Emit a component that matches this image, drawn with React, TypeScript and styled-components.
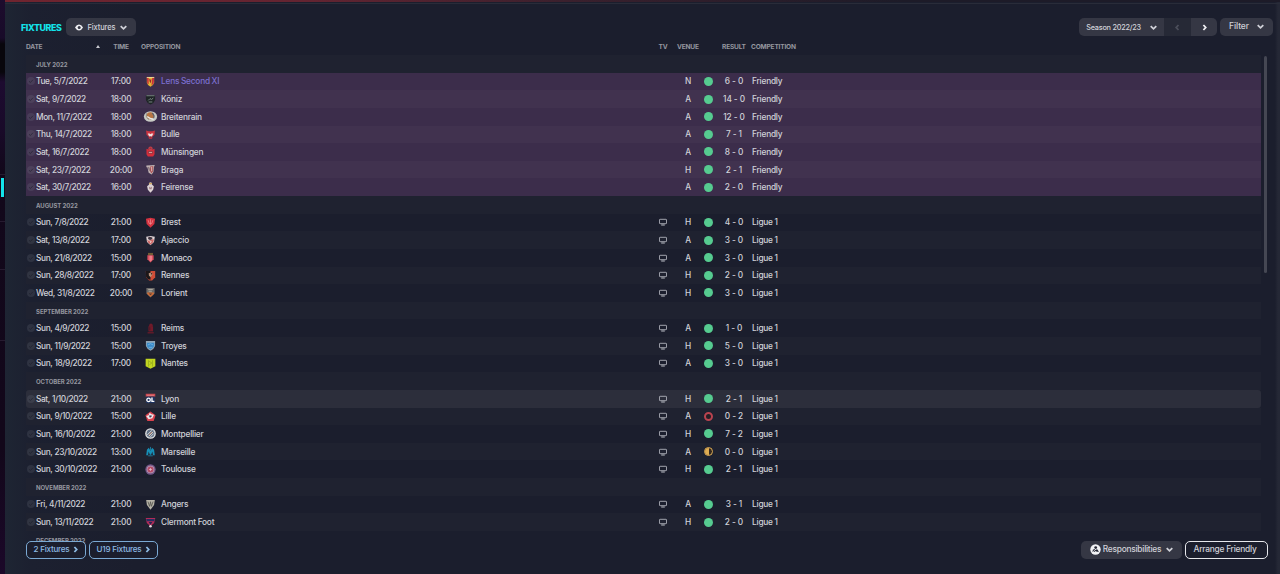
import * as React from "react"
import styled, { createGlobalStyle, css } from "styled-components"

const COLOR = {
  panel: "#1b1e2d",
  stripe: "#1f2230",
  friendly: "#3c2d4b",
  friendlyStripe: "#41324f",
  hover: "#2c2e3b",
  button: "#353744",
  text: "#d0d1d8",
  muted: "#94969f",
  cyan: "#13e3ea",
  blue: "#8dbbe4",
  blueLine: "#7ba9d3",
  link: "#7b6fd0",
  win: "#56cb90",
  loss: "#b9434f",
  draw: "#e0ad52",
}

const GlobalStyle = createGlobalStyle`
  body {
    margin: 0;
    background: ${COLOR.panel};
    overflow: hidden;
  }
  * {
    box-sizing: border-box;
  }
`

const Page = styled.div`
  display: flex;
  height: 100vh;
  font-family: Inter, "Liberation Sans", sans-serif;
  font-size: 8.3px;
  font-weight: 500;
  color: ${COLOR.text};
  white-space: nowrap;
`

const Rail = styled.div`
  display: flex;
  flex-direction: column;
  flex: none;
  width: 5px;
  background: linear-gradient(#1d0c2d 0, #180b29 38px, #08060c 44px, #08060c 72px, #1d0b30 82px, #190a29 130px, #12081b 170px, #12071a 450px, #1b0829 574px);
`

const RailItem = styled.div<{ $height: number; $active?: boolean }>`
  height: ${props => props.$height}px;
  border-bottom: 1px solid #261b30;
  ${props =>
    props.$active &&
    css`
      &::before {
        content: "";
        display: block;
        width: 3px;
        height: 19px;
        margin: 3px 0 0 1px;
        background: ${COLOR.cyan};
      }
    `}
`

const Panel = styled.main`
  display: flex;
  flex-direction: column;
  flex: 1;
  min-width: 0;
  background: linear-gradient(90deg, #20283400 1270px, #252836 1273px), linear-gradient(90deg, #1e2533 0, #1c2030 26px, ${COLOR.panel} 130px);
`

const TopEdge = styled.div`
  flex: none;
  height: 4px;
  border-bottom: 1px solid #292c39;
  background: linear-gradient(90deg, #70242f 0, #642431 300px, #3b202d 560px, #1d1b28 900px) top / 100% 2px no-repeat;
`

const Header = styled.header`
  display: flex;
  flex: none;
  height: 32px;
  padding: 14px 7px 0 16px;
`

const Title = styled.h1`
  width: 45px;
  margin: 0;
  font-size: 8.9px;
  font-weight: 800;
  line-height: 20px;
  letter-spacing: -0.4px;
  color: ${COLOR.cyan};
`

const Spacer = styled.div`
  flex: 1;
`

const Button = styled.button<{ $width: number; $size?: number }>`
  display: flex;
  align-items: center;
  justify-content: center;
  flex: none;
  gap: 5px;
  width: ${props => props.$width}px;
  height: 18px;
  padding: 0;
  border: 0;
  border-radius: 5px;
  background: ${COLOR.button};
  color: ${COLOR.text};
  font-family: inherit;
  font-weight: 500;
  font-size: ${props => props.$size || 7.5}px;
  letter-spacing: -0.12px;
`

const FilterButton = styled(Button)`
  gap: 8px;
  margin-left: 3px;
  padding-bottom: 2px;
`

const SeasonGroup = styled.div`
  display: flex;
  height: 18px;
  border-radius: 5px;
  overflow: hidden;
  ${Button} {
    border-radius: 0;
  }
`

const SeasonButton = styled(Button)`
  gap: 9px;
  letter-spacing: -0.24px;
`

const StepButton = styled(Button)<{ $dim?: boolean }>`
  background: ${props => (props.$dim ? "#262936" : COLOR.button)};
  color: ${props => (props.$dim ? "#4b4e5a" : "#f0f0f4")};
`

const Columns = styled.div`
  display: grid;
  grid-template-columns: 10px 66px 38px 21px 486px 32px 18px 22px 30px 3px 1fr;
  align-items: center;
`

const ColumnHeads = styled(Columns)`
  flex: none;
  height: 19px;
  margin: 0 0 0 21px;
  padding-top: 2px;
  font-size: 6.6px;
  font-weight: 700;
  letter-spacing: -0.2px;
  color: ${COLOR.muted};
`

const DateHead = styled.div`
  display: flex;
  align-items: center;
  justify-content: space-between;
  grid-column: 1 / 3;
  padding-right: 2px;
`

const Head = styled.div<{ $column: string; $shift?: number; $center?: boolean }>`
  grid-column: ${props => props.$column};
  margin-left: ${props => props.$shift || 0}px;
  text-align: ${props => (props.$center ? "center" : "left")};
`

const ListArea = styled.div`
  display: flex;
  flex: none;
  height: 494px;
  margin-bottom: -7px;
  padding-left: 21px;
`

const List = styled.div`
  width: 1235px;
`

const ScrollThumb = styled.div`
  width: 3px;
  height: 217px;
  margin: 1px 0 0 3px;
  border-radius: 2px;
  background: #454753;
`

const Month = styled.div<{ $striped: boolean }>`
  height: 17.635px;
  padding-left: 10px;
  line-height: 19px;
  font-size: 6px;
  font-weight: 700;
  letter-spacing: -0.05px;
  word-spacing: -0.1px;
  color: ${COLOR.muted};
  background: ${props => (props.$striped ? COLOR.stripe : "transparent")};
`

const rowColor = (kind: string | undefined, striped: boolean) => {
  if (kind === "hover") return COLOR.hover
  if (kind === "friendly") return striped ? COLOR.friendlyStripe : COLOR.friendly
  return striped ? COLOR.stripe : "transparent"
}

const Row = styled(Columns)<{ $kind?: string; $striped: boolean }>`
  height: 17.635px;
  border-radius: ${props => (props.$kind === "hover" ? 3 : 0)}px;
  background: ${props => rowColor(props.$kind, props.$striped)};
`

const Cell = styled.div<{ $center?: boolean; $color?: string }>`
  display: flex;
  align-items: center;
  justify-content: ${props => (props.$center ? "center" : "flex-start")};
  color: ${props => props.$color || "inherit"};
  letter-spacing: -0.2px;
  word-spacing: -0.3px;
`

const DateCell = styled(Cell)`
  letter-spacing: -0.36px;
  word-spacing: 0.2px;
`

const TimeCell = styled(Cell)`
  letter-spacing: -0.25px;
`

const Score = styled(Cell)`
  letter-spacing: -0.05px;
  word-spacing: -0.1px;
`

const Dot = styled.span<{ $result: string }>`
  width: 9px;
  height: 9px;
  border-radius: 50%;
  background: ${COLOR.win};
  ${props =>
    props.$result === "L" &&
    css`
      background: #251f25;
      border: 2px solid ${COLOR.loss};
    `}
  ${props =>
    props.$result === "D" &&
    css`
      border: 1.5px solid ${COLOR.draw};
      background: linear-gradient(90deg, ${COLOR.draw} 50%, #35291f 50%) padding-box;
    `}
`

const Footer = styled.footer`
  display: flex;
  flex: 1;
  align-items: flex-start;
  gap: 3px;
  margin-top: -1px;
  padding: 0 12px 0 21px;
`

const FooterButton = styled(Button)`
  gap: 3px;
  padding-bottom: 2px;
  letter-spacing: -0.25px;
`

const OutlineButton = styled(FooterButton)<{ $tone: string; $line: string }>`
  border: 1.5px solid ${props => props.$line};
  background: ${COLOR.panel};
  color: ${props => props.$tone};
  // sits over the last, partly scrolled month
  z-index: 1;
`

const SquadButton = styled(OutlineButton)`
  padding-left: 1px;
`

const ResponsibilitiesButton = styled(FooterButton)`
  gap: 2px;
  svg:last-child {
    margin-left: 3px;
  }
`

const ArrangeButton = styled(OutlineButton)`
  padding-right: 3px;
`

const chevronPaths = {
  down: "M.7 2.2 3.5 4.8 6.3 2.2",
  left: "M4.5 1 2.2 3.5 4.5 6",
  right: "M2.4 1 4.7 3.5 2.4 6",
}

const Chevron = ({ dir = "down" }: { dir?: keyof typeof chevronPaths }) => (
  <svg width="7" height="7" viewBox="0 0 7 7" fill="none" stroke="currentColor" strokeWidth="1.8">
    <path d={chevronPaths[dir]} />
  </svg>
)

const EyeIcon = () => (
  <svg width="8" height="7" viewBox="0 0 8 7">
    <path d="M0 3.5Q1.5 .6 4 .6T8 3.5Q6.5 6.4 4 6.4T0 3.5Z" fill="#eeeef2" />
    <circle cx="4.2" cy="3.4" r="1.5" fill="#353744" />
  </svg>
)

const StaffIcon = () => (
  <svg width="11" height="11" viewBox="0 0 11 11">
    <circle cx="5.5" cy="5.5" r="5.2" fill="#f2f2f5" />
    <circle cx="5.7" cy="3.6" r="1.4" fill="#252734" />
    <path d="M2 6.2 4.4 4.9 5.6 6.3 7 4.9 9 7.8H6.8L5.6 7 4.5 8H2.2L3.4 6.6Z" fill="#252734" />
    <path d="M3 8.1 5 6.2" stroke="#f2f2f5" strokeWidth=".8" />
  </svg>
)

const CheckIcon = () => (
  <svg width="10" height="10" viewBox="0 0 10 10">
    <circle cx="5" cy="5" r="4" fill="#8a8c98" fillOpacity=".17" />
    <path d="M3 5.2 4.4 6.5 7 3.7" fill="none" stroke="#191b28" strokeOpacity=".55" strokeWidth="1" />
  </svg>
)

const TvIcon = () => (
  <svg width="8" height="8" viewBox="0 0 8 8" fill="none" stroke="#b0b2bb">
    <rect x=".45" y="1.3" width="7.1" height="4.4" rx=".6" strokeWidth=".9" />
    <path d="M2.2 7H5.8" strokeWidth="1.1" />
  </svg>
)

const SHIELD = "M2 1H10V7Q9.5 9.8 6 11.6 2.5 9.8 2 7Z"

const crests: Record<string, React.ReactNode> = {
  "Lens Second XI": (
    <>
      <path d={SHIELD} fill="#e2b634" />
      <path d="M2 1H4V9L2.4 8ZM8 1H10L9.5 8 7 10.5Z" fill="#c9303b" />
      <path d="M4.5 3 6 4 7 3.2 6.4 8 5 6Z" fill="#9c2330" />
      <path d="M2 1.6H10" stroke="#f0dba0" strokeWidth="1" />
    </>
  ),
  Köniz: (
    <>
      <path d="M1 1H11V6.5Q10 9.8 6 11.5 2 9.8 1 6.5Z" fill="#1d2425" />
      <path d="M1.5 1.9H10.5M3.5 7 5.5 5 7 6 9 4.5M4 8.7H8" stroke="#8c9895" strokeWidth=".9" fill="none" />
    </>
  ),
  Breitenrain: (
    <>
      <ellipse cx="6" cy="6" rx="7.2" ry="5.7" fill="#c8cac4" />
      <ellipse cx="5.8" cy="5.3" rx="4.2" ry="3.9" fill="#b77543" />
      <path d="M1.6 2.5Q0 6 4 9.5" stroke="#8c8f88" strokeWidth="1" fill="none" />
      <path d="M2.5 6Q5 8.5 9.5 9" stroke="#e8eae6" strokeWidth="1.4" fill="none" />
      <path d="M7.8 2.2Q11 5 9.3 8" stroke="#5a5f69" strokeWidth="1.2" fill="none" />
    </>
  ),
  Bulle: (
    <>
      <path d="M1.2 1.6 4 2.4H8L10.8 1.6 10.3 6.5 8.3 7.8 7.7 10.5H4.3L3.7 7.8 1.7 6.5Z" fill="#cd3541" />
      <path d="M3 4.8H5L6 5.8 7 4.8H9L7.8 7.5 6 9.3 4.3 7.5Z" fill="#f0dfe0" />
      <path d="M5 8H7V9.6H5Z" fill="#862833" />
    </>
  ),
  Münsingen: (
    <>
      <circle cx="6" cy="3" r="2.4" fill="#c33f49" />
      <path d="M1.6 3 6 4.5 10.4 3V9L8.9 11.5H3.1L1.6 9Z" fill="#d52d3a" />
      <path d="M3.8 6H8.2V8H3.8ZM5 2.5H7" fill="#e8a9a8" stroke="#752732" strokeWidth=".7" />
    </>
  ),
  Braga: (
    <>
      <path d="M1.5 1.5 10.5 1V2.5H9.8L9.2 8.8 7.3 11.5 4 9.5 2.6 3.5H1.5Z" fill="#c0b2b2" />
      <path d="M6 2.5H9L8.6 8 7 10.3 5.2 7Z" fill="#a94d52" />
      <path d="M3.3 3 5 4V8L3.9 6Z" fill="#765f69" />
      <path d="M7.3 3V8" stroke="#e8d9d5" strokeWidth=".9" />
    </>
  ),
  Feirense: (
    <>
      <path d="M4.3 1 6 .4 7.7 1V3L9.7 4.5 8.9 8.5 6 11.7 3.1 8.5 2.3 4.5 4.3 3Z" fill="#ddd3d4" />
      <path d="M4.5 1H7.5V2.5H4.5Z" fill="#cda45d" />
      <path d="M4.3 5 6 6.2 7.7 5 7.2 8H4.8Z" fill="#a17e86" />
    </>
  ),
  Brest: (
    <>
      <path d="M1 2 6 .8 11 2 10.2 7.5 6 11.7 1.8 7.5Z" fill="#d33340" />
      <path d="M6 2.5V8.5M3.5 3.5 4.5 7H7.5L8.5 3.5" stroke="#ef8c92" strokeWidth=".8" fill="none" />
    </>
  ),
  Ajaccio: (
    <>
      <path d="M1.3 1.8 6 1 10.7 1.8 9.8 7.5 6 11.3 2.2 7.5Z" fill="#e0d6d8" />
      <path d="M3 3 5 2 8 2.6V4.6L5.5 5.4 3.7 4.6Z" fill="#423641" />
      <path d="M2.2 5.5 4.2 6.4 6 5.6 8.5 4.6 9.8 5 9 8 6 10.6 3.4 8.2Z" fill="#cd6865" />
      <path d="M5 6.8H7.5L6 9Z" fill="#ecd3d2" />
    </>
  ),
  Monaco: (
    <>
      <path d="M3.3 1H8.7V3.6H3.3Z" fill="#705b35" />
      <path d="M2.6 3.5H9.4V8L6 11.5 2.6 8Z" fill="#dc4f5d" />
      <path d="M4.8 4H7.6V9L6 10.3 4.8 9Z" fill="#ed7d87" />
    </>
  ),
  Rennes: (
    <>
      <path d="M.9 1H11.1V8L7.8 11.5H4.5L1.2 8Z" fill="#ce4d37" />
      <path d="M.9 1H6V10.5L3.5 10 1.2 8Z" fill="#1c1719" />
      <path d="M4 3.5 7.5 2.5 8.2 5 6 7.8 4.3 6Z" fill="#b59078" />
      <path d="M6.2 3 8 3.5 7.2 5.5Z" fill="#3c2324" />
    </>
  ),
  Lorient: (
    <>
      <path d="M1.5 1H10.5V7L6 11.5 1.5 7Z" fill="#6c6a68" />
      <path d="M2.3 6H9.7V7.5L6 11 2.5 7.5Z" fill="#d06c36" />
      <path d="M3.5 2.8H8.5M4 4.6H7.5" stroke="#b5b1a6" />
      <path d="M4 7H8L6 9Z" fill="#5b3e35" />
    </>
  ),
  Reims: (
    <>
      <circle cx="6.5" cy="2.5" r="1.9" fill="#6f1a29" />
      <path d="M3.8 3.5H8.8V9.2H3.8Z" fill="#711a29" />
      <path d="M2.8 10.7H9.5" stroke="#711a29" strokeWidth="1.3" />
      <path d="M5.2 4.5V8" stroke="#391825" strokeWidth=".8" />
    </>
  ),
  Troyes: (
    <>
      <path d="M1 1H11V6.5Q9.8 10 6 11.7 2.2 10 1 6.5Z" fill="#91a6b5" />
      <path d="M2 3H10V6.5Q8.5 9.5 6 10.4 3 9.5 2 6.5Z" fill="#3b8bc9" />
      <path d="M3 5.5 6 4 9 5.5M4 8H8" stroke="#7bbce6" strokeWidth=".8" fill="none" />
    </>
  ),
  Nantes: (
    <>
      <path d="M.7 .8H11.3V9L6 11.8.7 9Z" fill="#c1d621" />
      <path d="M3.8 2.5V9.3M8.2 2.5V9.3M4.5 3.5 7.5 5.5 4.8 7.3" stroke="#91a61d" strokeWidth=".8" fill="none" />
    </>
  ),
  Lyon: (
    <>
      <path d="M.8 .8H11.2V4H.8Z" fill="#cc4951" />
      <path d="M1.3 4H10.7V11H1.3Z" fill="#1e3360" />
      <circle cx="3.9" cy="7.5" r="1.9" fill="none" stroke="#fff" strokeWidth="1.4" />
      <path d="M7.6 5V9.1H10.2" fill="none" stroke="#fff" strokeWidth="1.5" />
      <path d="M2 2.5H10" stroke="#e59a99" strokeWidth=".7" />
    </>
  ),
  Lille: (
    <>
      <path d="M6 .6 11.5 4.5 9.5 10.8H2.5L.5 4.5Z" fill="#d9424e" />
      <path d="M5 2 7 3.5 9.8 4 8 8 4 9 1.3 5.5 4 4.5Z" fill="#f0e8eb" />
      <path d="M4.8 4.7 7.8 5.2 6.2 7.2 4.6 6.8Z" fill="#37435d" />
    </>
  ),
  Montpellier: (
    <>
      <circle cx="6" cy="6" r="5.8" fill="#dfe0e0" />
      <circle cx="6" cy="6" r="4.3" fill="#637288" />
      <path d="M2.5 7.5 7.5 2.5M4 9 9 4M5.8 9.7 9.5 6" stroke="#dfdfda" />
      <path d="M4.3 7.8 7.8 4.3" stroke="#ce845d" strokeWidth=".8" />
    </>
  ),
  Marseille: (
    <>
      <path d="M1.3 10 2.1 4 4.2 2 6 5.2 7.8 2 9.9 4 10.7 10H8.7L8 6 6.7 9.5H5.3L4 6 3.3 10Z" fill="#168fb7" />
      <path d="M6 1V5M3.5 10.7H8.5" stroke="#1c7d9f" />
    </>
  ),
  Toulouse: (
    <>
      <circle cx="6" cy="6" r="5.6" fill="#75578a" />
      <circle cx="6" cy="6" r="4.1" fill="#b59ab0" />
      <circle cx="6" cy="6" r="3.3" fill="#b34b69" />
      <path d="M4.5 6H7.5M6 4.5V7.5" stroke="#e4bec8" strokeWidth=".9" />
    </>
  ),
  Angers: (
    <>
      <path d="M1.3 1H10.7L9.9 6.5 6 11.7 2.1 6.5Z" fill="#b6b3a7" />
      <path d="M3.2 2.8 5 8 6 3 7 8 8.8 2.8" stroke="#55554f" strokeWidth=".9" fill="none" />
    </>
  ),
  "Clermont Foot": (
    <>
      <path d="M.8 1H11.2L10 6.5 6 10 2 6.5Z" fill="#b32b58" />
      <path d="M1.4 2.2H10.6L10 4.5H2Z" fill="#272d61" />
      <path d="M4 5.5H8L6 8.5Z" fill="#26264f" />
      <circle cx="6" cy="10" r="1.4" fill="#e8d9df" />
    </>
  ),
}

const Crest = ({ team }: { team: string }) => (
  <svg width="11" height="11" viewBox="0 0 12 12" overflow="visible">
    {crests[team]}
  </svg>
)

type Fixture = [date: string, time: string, team: string, venue: string, result: string, score: string]

const months: { name: string; friendly?: boolean; fixtures: Fixture[] }[] = [
  {
    name: "JULY 2022",
    friendly: true,
    fixtures: [
      ["Tue, 5/7/2022", "17:00", "Lens Second XI", "N", "W", "6 - 0"],
      ["Sat, 9/7/2022", "18:00", "Köniz", "A", "W", "14 - 0"],
      ["Mon, 11/7/2022", "18:00", "Breitenrain", "A", "W", "12 - 0"],
      ["Thu, 14/7/2022", "18:00", "Bulle", "A", "W", "7 - 1"],
      ["Sat, 16/7/2022", "18:00", "Münsingen", "A", "W", "8 - 0"],
      ["Sat, 23/7/2022", "20:00", "Braga", "H", "W", "2 - 1"],
      ["Sat, 30/7/2022", "16:00", "Feirense", "A", "W", "2 - 0"],
    ],
  },
  {
    name: "AUGUST 2022",
    fixtures: [
      ["Sun, 7/8/2022", "21:00", "Brest", "H", "W", "4 - 0"],
      ["Sat, 13/8/2022", "17:00", "Ajaccio", "A", "W", "3 - 0"],
      ["Sun, 21/8/2022", "15:00", "Monaco", "A", "W", "3 - 0"],
      ["Sun, 28/8/2022", "17:00", "Rennes", "H", "W", "2 - 0"],
      ["Wed, 31/8/2022", "20:00", "Lorient", "H", "W", "3 - 0"],
    ],
  },
  {
    name: "SEPTEMBER 2022",
    fixtures: [
      ["Sun, 4/9/2022", "15:00", "Reims", "A", "W", "1 - 0"],
      ["Sun, 11/9/2022", "15:00", "Troyes", "H", "W", "5 - 0"],
      ["Sun, 18/9/2022", "17:00", "Nantes", "A", "W", "3 - 0"],
    ],
  },
  {
    name: "OCTOBER 2022",
    fixtures: [
      ["Sat, 1/10/2022", "21:00", "Lyon", "H", "W", "2 - 1"],
      ["Sun, 9/10/2022", "15:00", "Lille", "A", "L", "0 - 2"],
      ["Sun, 16/10/2022", "21:00", "Montpellier", "H", "W", "7 - 2"],
      ["Sun, 23/10/2022", "13:00", "Marseille", "A", "D", "0 - 0"],
      ["Sun, 30/10/2022", "21:00", "Toulouse", "H", "W", "2 - 1"],
    ],
  },
  {
    name: "NOVEMBER 2022",
    fixtures: [
      ["Fri, 4/11/2022", "21:00", "Angers", "A", "W", "3 - 1"],
      ["Sun, 13/11/2022", "21:00", "Clermont Foot", "H", "W", "2 - 0"],
    ],
  },
  { name: "DECEMBER 2022", fixtures: [] },
]

const FixtureList = () => {
  let index = 0
  return (
    <List>
      {months.map(month => (
        <React.Fragment key={month.name}>
          <Month $striped={index++ % 2 === 0 && month.fixtures.length > 0}>{month.name}</Month>
          {month.fixtures.map(([date, time, team, venue, result, score]) => (
            <Row
              key={date}
              $striped={index++ % 2 === 0}
              $kind={month.friendly ? "friendly" : team === "Lyon" ? "hover" : undefined}
            >
              <Cell $center>
                <CheckIcon />
              </Cell>
              <DateCell>{date}</DateCell>
              <TimeCell $center>{time}</TimeCell>
              <Cell $center>
                <Crest team={team} />
              </Cell>
              <Cell $color={venue === "N" ? COLOR.link : undefined}>{team}</Cell>
              <Cell $center>{!month.friendly && <TvIcon />}</Cell>
              <Cell $center>{venue}</Cell>
              <Cell $center>
                <Dot $result={result} />
              </Cell>
              <Score $center>{score}</Score>
              <span />
              <Cell>{month.friendly ? "Friendly" : "Ligue 1"}</Cell>
            </Row>
          ))}
        </React.Fragment>
      ))}
    </List>
  )
}

export default function App() {
  return (
    <Page>
      <GlobalStyle />
      <Rail>
        <RailItem $height={175} />
        <RailItem $height={47} $active />
        <RailItem $height={48} />
        <RailItem $height={71} />
      </Rail>
      <Panel>
        <TopEdge />
        <Header>
          <Title>FIXTURES</Title>
          <Button $width={70}>
            <EyeIcon />
            Fixtures
            <Chevron />
          </Button>
          <Spacer />
          <SeasonGroup>
            <SeasonButton $width={85} $size={7.3}>
              Season 2022/23
              <Chevron />
            </SeasonButton>
            <StepButton $width={27} $dim>
              <Chevron dir="left" />
            </StepButton>
            <StepButton $width={26}>
              <Chevron dir="right" />
            </StepButton>
          </SeasonGroup>
          <FilterButton $width={53} $size={8.5}>
            Filter
            <Chevron />
          </FilterButton>
        </Header>
        <ColumnHeads>
          <DateHead>
            DATE
            <svg width="4" height="3" viewBox="0 0 4 3">
              <path d="M0 3 2 0 4 3Z" fill="#c9cad0" />
            </svg>
          </DateHead>
          <Head $column="3" $center>
            TIME
          </Head>
          <Head $column="4 / 6" $shift={1}>
            OPPOSITION
          </Head>
          <Head $column="6" $center>
            TV
          </Head>
          <Head $column="7 / 9" $shift={-2}>
            VENUE
          </Head>
          <Head $column="9" $shift={3}>
            RESULT
          </Head>
          <Head $column="11" $shift={-1}>
            COMPETITION
          </Head>
        </ColumnHeads>
        <ListArea>
          <FixtureList />
          <ScrollThumb />
        </ListArea>
        <Footer>
          <SquadButton $width={60} $size={8.1} $tone={COLOR.blue} $line={COLOR.blueLine}>
            2 Fixtures
            <Chevron dir="right" />
          </SquadButton>
          <SquadButton $width={69} $size={8.1} $tone={COLOR.blue} $line={COLOR.blueLine}>
            U19 Fixtures
            <Chevron dir="right" />
          </SquadButton>
          <Spacer />
          <ResponsibilitiesButton $width={101} $size={8.4}>
            <StaffIcon />
            Responsibilities
            <Chevron />
          </ResponsibilitiesButton>
          <ArrangeButton $width={83} $size={8.4} $tone={COLOR.text} $line="#e6e7ec">
            Arrange Friendly
          </ArrangeButton>
        </Footer>
      </Panel>
    </Page>
  )
}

What you need to do |
From the listing above, collect every line that mentions the word "React".

Final result |
Emit a component that matches this image, drawn with React, TypeScript and styled-components.
import * as React from "react"
const crests: Record<string, React.ReactNode> = {
        <React.Fragment key={month.name}>
        </React.Fragment>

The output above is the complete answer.